Cosentino si sente vittima di un sistema intero e alla notizia che il prossimo 12 luglio lo stadio ospiterà un ricevimento con più di mille invitati (si sposa il capo ultras Andrea Amendola) trasale. Nessuno lo aveva neanche avvisato. “Io pago migliaia di euro per la manutenzione e la gestione del Ceravolo. Tra l’altro dobbiamo seminare adesso il prato per essere pronti per la Coppa Italia del prossimo agosto e il campionato che verrà. E loro organizzano una festa senza dirmi niente? Una festa in quello che dovrebbe essere un cantiere? In ogni caso sono io ad avere le chiavi dello stadio“.
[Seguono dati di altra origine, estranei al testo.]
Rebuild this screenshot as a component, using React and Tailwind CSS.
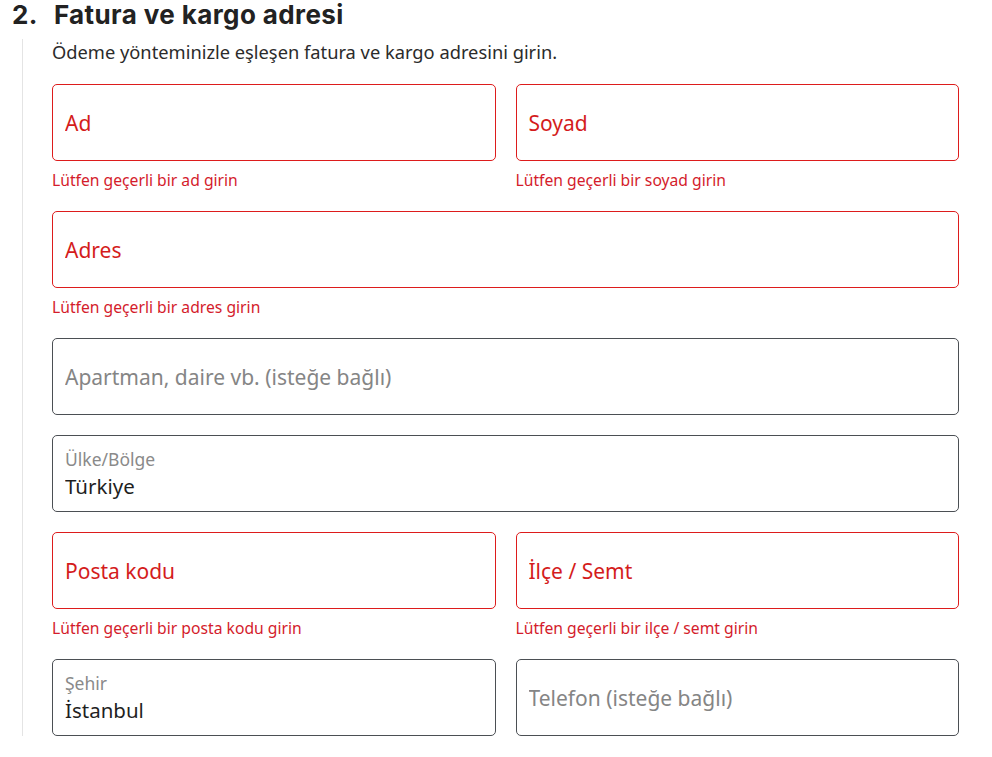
import { useState } from 'react';

const body = { fontFamily: '"Noto Sans", "Open Sans", sans-serif' };

function Field({ label, value, error, onChange }) {
  const filled = value !== undefined && value !== '';
  const invalid = Boolean(error);
  return (
    <div className="flex flex-col">
      <label
        className={`h-[77px] rounded-[5px] border px-[12px] flex flex-col justify-center bg-white ${
          invalid ? 'border-[#dd1c1c]' : 'border-[#4b4f54]'
        } ${filled ? 'pt-[4px]' : ''}`}
      >
        {filled ? (
          <>
            <span className="text-[17.5px] leading-[20px] text-[#8a8a8a]">{label}</span>
            <input
              value={value}
              onChange={(e) => onChange?.(e.target.value)}
              className="text-[20.5px] leading-[34px] text-[#1f1f1f] outline-none bg-transparent"
              style={body}
            />
          </>
        ) : (
          <input
            placeholder={label}
            onChange={(e) => onChange?.(e.target.value)}
            className={`text-[21px] leading-[30px] outline-none bg-transparent ${
              invalid ? 'placeholder:text-[#d41c1c]' : 'placeholder:text-[#858585]'
            }`}
            style={body}
          />
        )}
      </label>
      {invalid && (
        <p className="mt-[8px] text-[15.7px] leading-[22px] text-[#d41c2c]">{error}</p>
      )}
    </div>
  );
}

export default function App() {
  const [country, setCountry] = useState('Türkiye');
  const [city, setCity] = useState('İstanbul');

  return (
    <div className="min-h-screen bg-white pl-[12px]" style={body}>
      <h2
        className="text-[26px] leading-[30px] font-bold text-[#222] flex gap-[16px] tracking-[0.4px]"
        style={{ fontFamily: '"Inter", "Lato", sans-serif' }}
      >
        <span>2.</span>
        <span>Fatura ve kargo adresi</span>
      </h2>
      <div className="ml-[10px] mt-[9px] border-l border-[#e4e4e4] pl-[29px] w-[937px]">
        <p className="text-[18.3px] leading-[26px] text-[#2b2b2b] mb-[19px]">
          Ödeme yönteminizle eşleşen fatura ve kargo adresini girin.
        </p>
        <div className="flex flex-col gap-[20px]">
          <div className="grid grid-cols-2 gap-[20px]">
            <Field label="Ad" error="Lütfen geçerli bir ad girin" />
            <Field label="Soyad" error="Lütfen geçerli bir soyad girin" />
          </div>
          <Field label="Adres" error="Lütfen geçerli bir adres girin" />
          <Field label="Apartman, daire vb. (isteğe bağlı)" />
          <Field label="Ülke/Bölge" value={country} onChange={setCountry} />
          <div className="grid grid-cols-2 gap-[20px]">
            <Field label="Posta kodu" error="Lütfen geçerli bir posta kodu girin" />
            <Field label="İlçe / Semt" error="Lütfen geçerli bir ilçe / semt girin" />
          </div>
          <div className="grid grid-cols-2 gap-[20px]">
            <Field label="Şehir" value={city} onChange={setCity} />
            <Field label="Telefon (isteğe bağlı)" />
          </div>
        </div>
      </div>
    </div>
  );
}
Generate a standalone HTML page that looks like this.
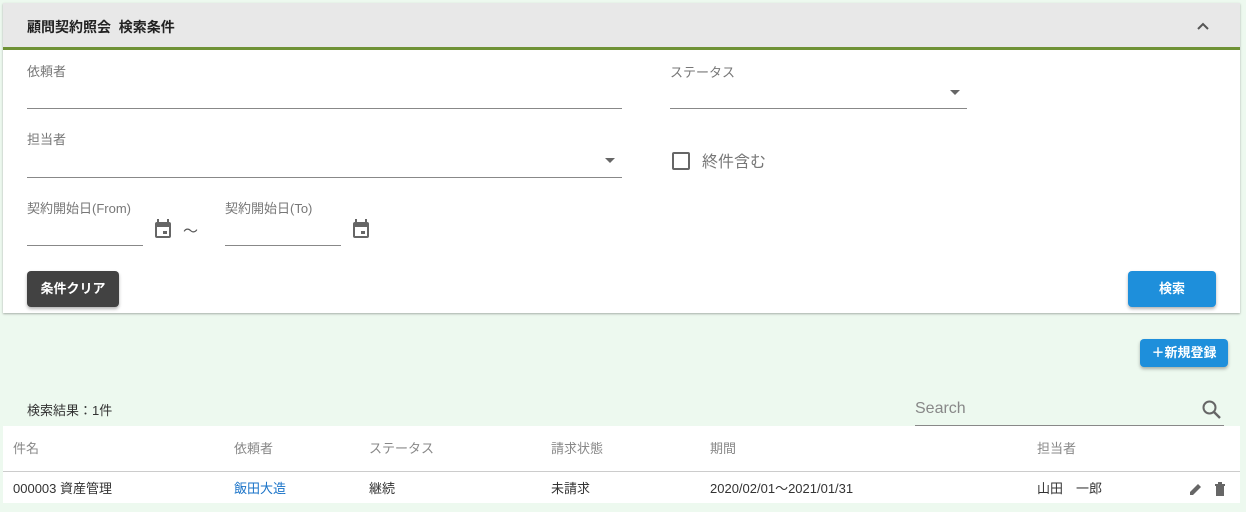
<!DOCTYPE html>
<html><head><meta charset="utf-8"><style>
*{box-sizing:border-box;margin:0;padding:0}
body{width:1246px;height:512px;background:#edf9ef;font-family:"Liberation Sans","Noto Sans CJK JP",sans-serif;position:relative;overflow:hidden;color:#333}
.a{position:absolute}
.card{left:3px;top:3px;width:1237px;height:310px;background:#fff;box-shadow:0 1px 2px rgba(0,0,0,.3)}
.hdr{left:0;top:0;width:1237px;height:47px;background:#e8e8e8;border-bottom:3px solid #6f9236}
.lbl{font-size:13px;color:#777}
.line{height:1px;background:#888}
.btn{border-radius:4px;color:#fff;font-size:13px;font-weight:bold;text-align:center;box-shadow:0 2px 3px rgba(0,0,0,.3)}
.th{font-size:13px;color:#888;top:438px}
.td{font-size:13px;color:#333;top:478px}
</style></head><body>
<div class="a card">
 <div class="a hdr"><div class="a" style="left:24px;top:14px;font-size:14px;font-weight:bold;color:#222">顧問契約照会&nbsp;&nbsp;検索条件</div>
 <svg class="a" style="left:1192px;top:17px" width="16" height="12" viewBox="0 0 16 12"><path d="M3 9l5-5 5 5" fill="none" stroke="#555" stroke-width="2"/></svg></div>
</div>
<div class="a lbl" style="left:27px;top:61px">依頼者</div>
<div class="a line" style="left:27px;top:108px;width:595px"></div>
<div class="a lbl" style="left:670px;top:62px">ステータス</div>
<div class="a line" style="left:670px;top:108px;width:297px"></div>
<svg class="a" style="left:949px;top:89px" width="12" height="8"><path d="M1 1h10L6 6z" fill="#666"/></svg>
<div class="a lbl" style="left:27px;top:129px">担当者</div>
<div class="a line" style="left:27px;top:177px;width:595px"></div>
<svg class="a" style="left:604px;top:157px" width="12" height="8"><path d="M1 1h10L6 6z" fill="#666"/></svg>
<div class="a" style="left:672px;top:152px;width:18px;height:18px;border:2px solid #666;border-radius:2px"></div>
<div class="a" style="left:702px;top:148px;font-size:16px;color:#777">終件含む</div>
<div class="a lbl" style="left:27px;top:198px">契約開始日(From)</div>
<div class="a line" style="left:27px;top:245px;width:116px"></div>
<svg class="a" style="left:153px;top:218px" width="20" height="22" viewBox="0 0 20 22"><path d="M5 1v3M15 1v3" stroke="#666" stroke-width="2"/><rect x="2" y="4" width="16" height="16" rx="2" fill="#666"/><rect x="4" y="9" width="12" height="9" fill="#fff"/><rect x="10" y="13" width="4" height="3" fill="#666"/></svg>
<div class="a" style="left:183px;top:220px;font-size:15px;color:#555">～</div>
<div class="a lbl" style="left:225px;top:198px">契約開始日(To)</div>
<div class="a line" style="left:225px;top:245px;width:116px"></div>
<svg class="a" style="left:351px;top:218px" width="20" height="22" viewBox="0 0 20 22"><path d="M5 1v3M15 1v3" stroke="#666" stroke-width="2"/><rect x="2" y="4" width="16" height="16" rx="2" fill="#666"/><rect x="4" y="9" width="12" height="9" fill="#fff"/><rect x="10" y="13" width="4" height="3" fill="#666"/></svg>
<div class="a btn" style="left:27px;top:271px;width:92px;height:36px;line-height:36px;background:#424242">条件クリア</div>
<div class="a btn" style="left:1128px;top:271px;width:88px;height:36px;line-height:36px;background:#1e8fdb">検索</div>
<div class="a btn" style="left:1140px;top:339px;width:88px;height:28px;line-height:28px;background:#1e8fdb">＋新規登録</div>
<div class="a" style="left:27px;top:400px;font-size:13px;color:#333">検索結果：1件</div>
<div class="a" style="left:915px;top:400px;font-size:16px;color:#888">Search</div>
<svg class="a" style="left:1201px;top:399px" width="22" height="22" viewBox="0 0 22 22"><circle cx="8.5" cy="8.5" r="6" fill="none" stroke="#666" stroke-width="2"/><path d="M13 13l6 6" stroke="#666" stroke-width="2.4"/></svg>
<div class="a line" style="left:915px;top:425px;width:309px"></div>
<div class="a" style="left:3px;top:426px;width:1237px;height:77px;background:#fff"></div>
<div class="a" style="left:3px;top:471px;width:1237px;height:1px;background:#ccc"></div>
<div class="a th" style="left:13px">件名</div>
<div class="a th" style="left:234px">依頼者</div>
<div class="a th" style="left:369px">ステータス</div>
<div class="a th" style="left:551px">請求状態</div>
<div class="a th" style="left:710px">期間</div>
<div class="a th" style="left:1037px">担当者</div>
<div class="a td" style="left:13px">000003 資産管理</div>
<div class="a td" style="left:234px;color:#1a73c8">飯田大造</div>
<div class="a td" style="left:369px">継続</div>
<div class="a td" style="left:551px">未請求</div>
<div class="a td" style="left:710px">2020/02/01～2021/01/31</div>
<div class="a td" style="left:1037px">山田　一郎</div>
<svg class="a" style="left:1189px;top:482px" width="14" height="14" viewBox="0 0 14 14"><path d="M1 13v-3l8-8 3 3-8 8z" fill="#666"/></svg>
<svg class="a" style="left:1214px;top:482px" width="12" height="14" viewBox="0 0 12 14"><rect x="1" y="2" width="10" height="2" fill="#666"/><rect x="4" y="0" width="4" height="2" fill="#666"/><rect x="2" y="4" width="8" height="10" fill="#666"/></svg>
</body></html>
Ecco il clima che spiega i silenzi e gli sfoghi di Cosentino. Nonostante le rassicurazioni dell’assessore Sgromo, le istituzioni appaiono al presidente più lontane che mai. Se gli si spiega che il calcio comporta investimenti ad alto rischio, che non si può pretendere nulla dagli altri, Cosentino ribatte spiegando di aver investito svariati milioni di euro in tre anni. Racconta di aver conquistato la Prima divisione, poi di aver mantenuto la categoria e di aver provato ad arrivare in B tramite i playoff. Parla di un Giovino messo a nuovo a sue spese e di un settore giovanile completamente ricostruito. “Chi a Catanzaro è riuscito a fare tanto, negli ultimi anni, senza poi fallire? Io chiedo solo che tutti facciano la loro parte. E che rispettino gli impegni, se ne hanno presi. Esattamente come avverrebbe in ogni realtà – spiega – chiedo che le cifre dei preventivi di qualsiasi cosa non raddoppino solo perché di mezzo c’è il nome del Catanzaro e di Cosentino. Chiedo che i tifosi continuino a sostenerci comprando dalla società il biglietto e gli abbonamenti. Perché solo i tifosi ci sono rimasti. Quelli veri“.
Cercando i motivi della tensione di Cosentino, ci siamo imbattuti nell’ennesima puntata della storia di Catanzaro. I protagonisti non sono rimasti tutti quelli del passato, soltanto alcuni. Il canovaccio è invece identico da decenni. C’è una Catanzaro -la fetta più grossa- che assiste agli eventi sperando sia la volta buona, di qualsiasi cosa si tratti. E ce n’è un’altra che muove i fili, dispone le truppe, stabilisce gli obiettivi. Sono pochi ma tremendamente agguerriti. Forse troppo, per la gente onesta.